Platforms at Manchester’s Piccadilly (pictured) and Airport stations could be expanded, with an extra northbound HS2 service from Crewe also up for consideration
HS2 Minister Andrew Stephenson said: ‘HS2 and Northern Powerhouse Rail are an integral part of this country’s future rail network, vital for improving connections between our biggest cities and regions, boosting jobs and kickstarting economic growth as we build back better.
‘This consultation will ensure passengers and business have their say in delivering a rail network that meets their needs, providing better journeys across the Midlands and the North as quickly as possible.’
Introducing the consultation documents, he wrote: ‘The Government is committed to taking forward High Speed Two (HS2) to transform our national rail network, bring our biggest cities closer together, boost productivity and level up opportunity fairly across the country.
Before: The original plan for HS2 (pictured) featured two platforms at Manchester Airport and four platforms for Manchester Piccadilly. The phase currently under construction, from London to Birmingham, is expected to be complete in 2026
After: Two platforms planned for Manchester Airport could rise to four. Similarly, four platforms for Manchester Piccadilly could become six
‘Legislation for Phase 2a, from Birmingham to Crewe, is currently being considered by Parliament and we hope for Royal Assent by the end of the year.’
Enhanced plans for Crewe station could allow it to be served by up to seven HS2 trains an hour.
HS2 Ltd is also consulting on building a new train depot at Annandale, in Dumfries and Galloway.

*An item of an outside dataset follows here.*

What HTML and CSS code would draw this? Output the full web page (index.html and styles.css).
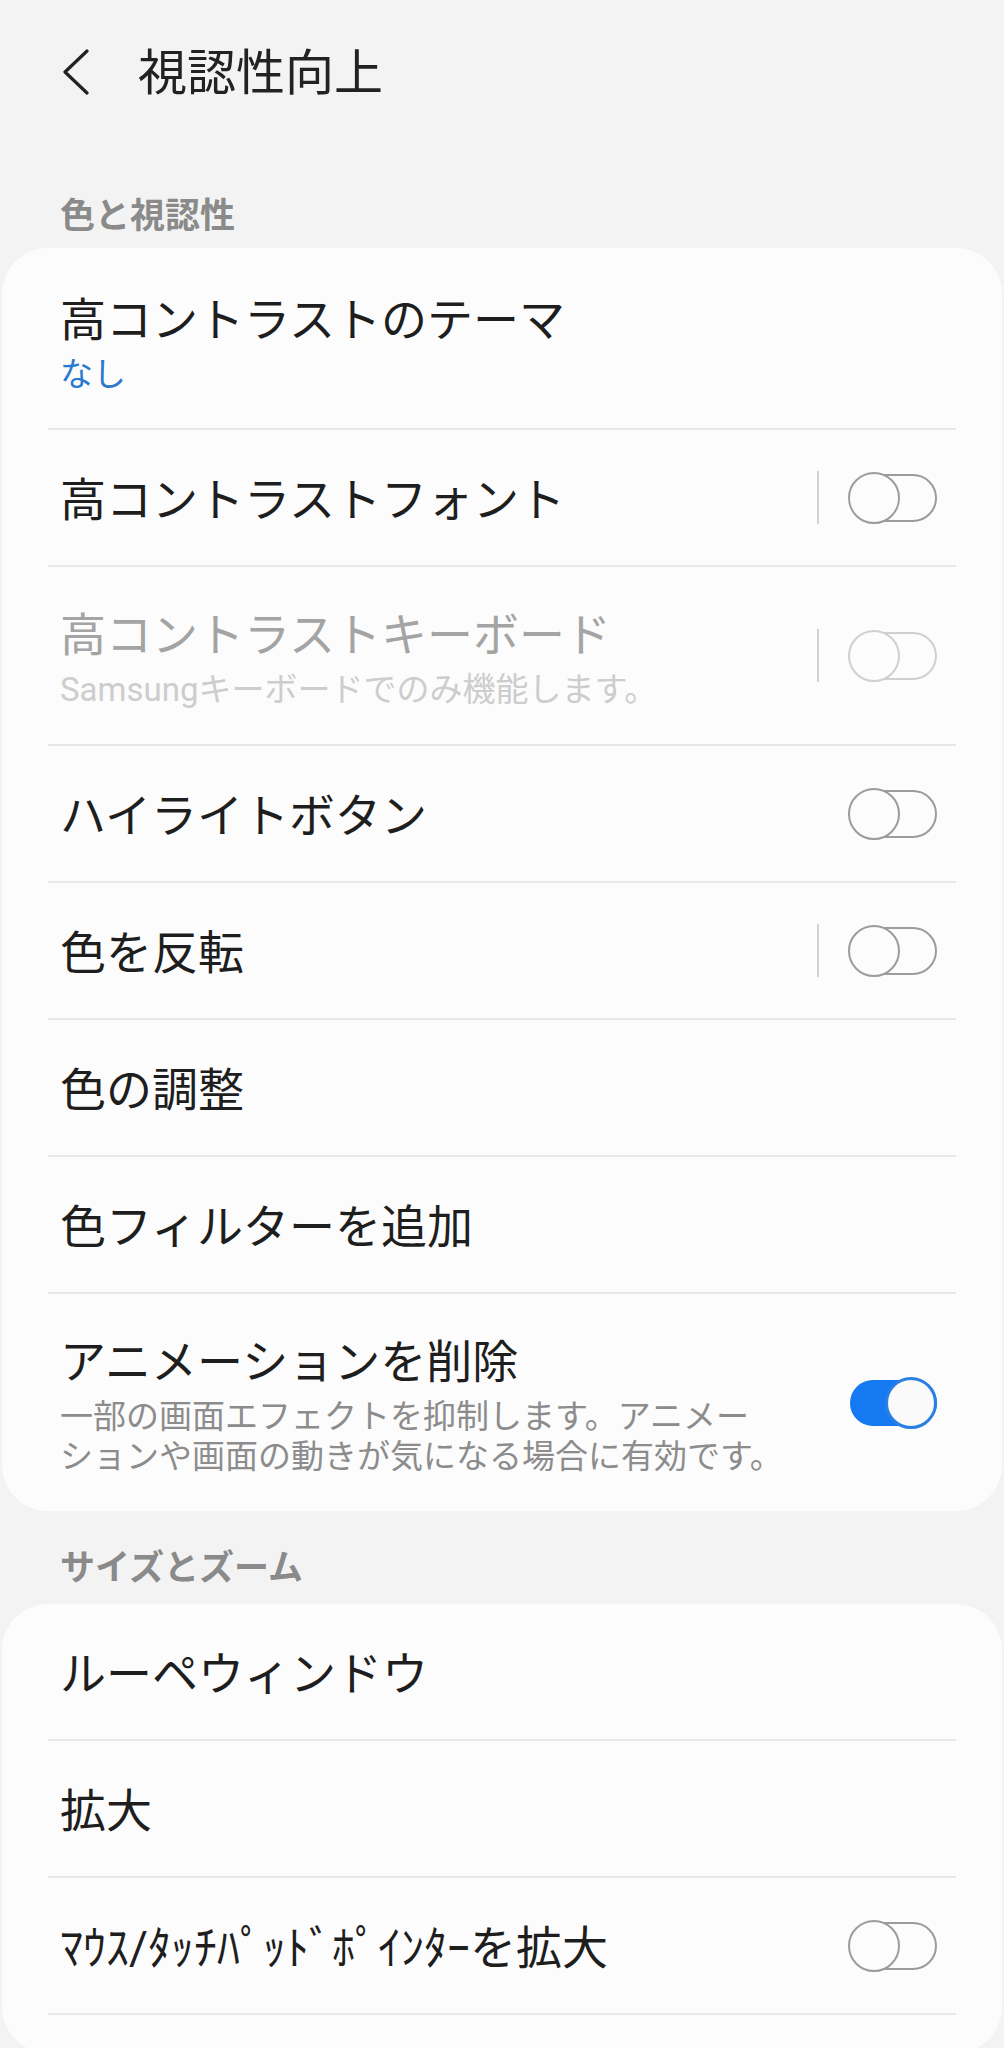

The consultation has been launched following recommendations from the Government-commissioned Oakervee Review, which said the development of HS2 should be better integrated with other schemes.
A public consultation was launched by HS2 Ltd on the proposed design changes to phase 2b – expected to come after phase 1, from London to Birmingham, is complete in 2026. Pictured, the proposals affect Manchester Airport’s HS2 station
Northern Powerhouse Rail is a project to improve rail links across the Pennines. Featuring new and significantly upgraded railway lines, it aims to transform rail services between the region’s towns and cities.
What are the phases planned for HS2?
HS2 is planned to be delivered in three phases:
- Phase 1 from London Euston to Birmingham Curzon Street and Lichfield with intermediate stations in West London (at old Oak Common) and at Birmingham Airport;
- Phase 2a from the West Midlands to Crewe;
- Phase 2b is an eastern leg from the West Midlands to Leeds New Lane with intermediate stations in the East Midlands and South Yorkshire; and a western leg from Crewe to Manchester with an intermediate station at Manchester Airport.
In total, the Government has estimated that the scheme will cost £55.7 billion in 2015 prices (including rolling stock).
Leonie Dubois, HS2’s Head of Consultation and Engagement said: ‘Our latest consultation demonstrates that we’re a step closer to extending Britain’s new railway from Crewe to Manchester, improving connectivity to the North and delivering on the vision for a cleaner, greener transport network.
‘Local communities have an important role to play in informing the final design of the railway and I encourage them to take the time to respond to these proposals.’
The consultation comes after Prime Minister Boris Johnson heralded the rail link as an engine for jobs growth when construction finally began last month.
Given the go-ahead on January 10, 2012, Europe’s largest infrastructure project moved from enabling works to full construction – with shovels finally going in the ground on September 4.
The Prime Minister said it would create 22,000 jobs.
But many of his own MPs – especially those with constituencies on the route – are deeply against the expensive project.
Its cost has already spiralled from the projected £36billion in 2012 to an estimated £106billion now.
And its chief executive, Mark Thurston, takes home more than four times the Prime Minister with £659,416.
Mr Thurston said: ‘The reality of high-speed journeys joining up Britain’s biggest cities in the North and Midlands and using that connectivity to help level up the country has just moved a step closer.’
Mr Johnson said: ‘HS2 is at the heart of our plans to build back better – and with construction now formally under way, it’s set to create around 22,000 new jobs.
‘As the spine of our country’s transport network, the project will be vital in boosting connectivity between our towns and cities.
‘But HS2’s transformational potential goes even further.
Enhanced plans for Crewe station (pictured, file image) could allow it to be served by up to seven HS2 trains an hour
Given the go-ahead on January 10, 2012, Europe’s largest infrastructure project moved from enabling works to full construction – with shovels finally going in the ground on September 4
‘By creating hundreds of apprenticeships and thousands of skilled jobs, HS2 will fire up economic growth and help to rebalance opportunity across this country for years to come.’
HS2 Ltd and its main contractors expect to recruit for around 22,000 roles in the coming years to build the phase one route.
These will include 7,000 jobs in the West Midlands, more than 4,000 building the section from the Long Itchsington Wood site in Warwickshire south to the Chilterns, and 10,000 in the Greater London area.
And HS2 Ltd itself is already directly recruiting for 500 roles over the next three months, with the majority based in Birmingham.